5月の米自動車海上輸入量、関税で70%超の激減

貿易データのデカルト・データマインは、2025年5月の海上輸送による米国への自動車輸入量が前年同月比72.3%と大きく減少し、9380TEU(20フィート標準コンテナ換算)だったと発表した。トランプ大統領が導入した輸入車に対する関税の影響とみられる。

オートモーティブ・ニュースによると、この激減は、トランプ政権の自動車への関税が実際にメーカーの判断に影響を与えていることを示している。米国では4月、自動車に25%の追加関税がかけられたため、輸入業者は今後の政策変更を見越して出荷を一時停止している可能性がある。

デカルトの海上輸送データには、カナダやメキシコなど北米からの輸入は含まれない。なお、自動車部品や付属品の5月輸入量は14.8%の減少にとどまり、車体やキャブ(運転室)の輸入は18%増加した。車両の大きさにもよるが、1TEUは約1台と換算できる。
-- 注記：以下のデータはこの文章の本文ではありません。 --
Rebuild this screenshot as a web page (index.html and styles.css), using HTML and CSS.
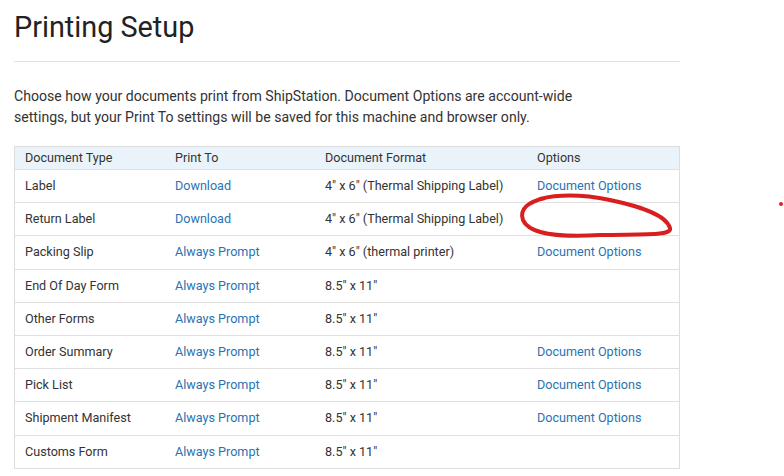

トランプ政権は、関税の重複を避けるための調整や、部品関税の払い戻し制度の整備を進めているが、業界には依然として不透明感が漂う。英国とは、英国産の自動車に年間10万台まで10%の関税を適用することで合意した。

自動車メーカーは現在、米国で組み立てられる車両に使う部品に関して関税の払い戻しを申請する手続きの最終指針を待っている。ディーラーは関税導入前の在庫を販売しているが、4月の車両価格はすでに前年比で0.3%上昇している。

アジアや欧州のメーカーは、米国内の生産拠点が少なく完成車を海上輸送に頼っているためより大きな影響を受ける可能性があるが、フォード、ゼネラル・モーターズ(GM)、ステランティスなど国内に多く拠点を持つメーカーは、生産を米国内にシフトできる利点があり、比較的有利な立場にある。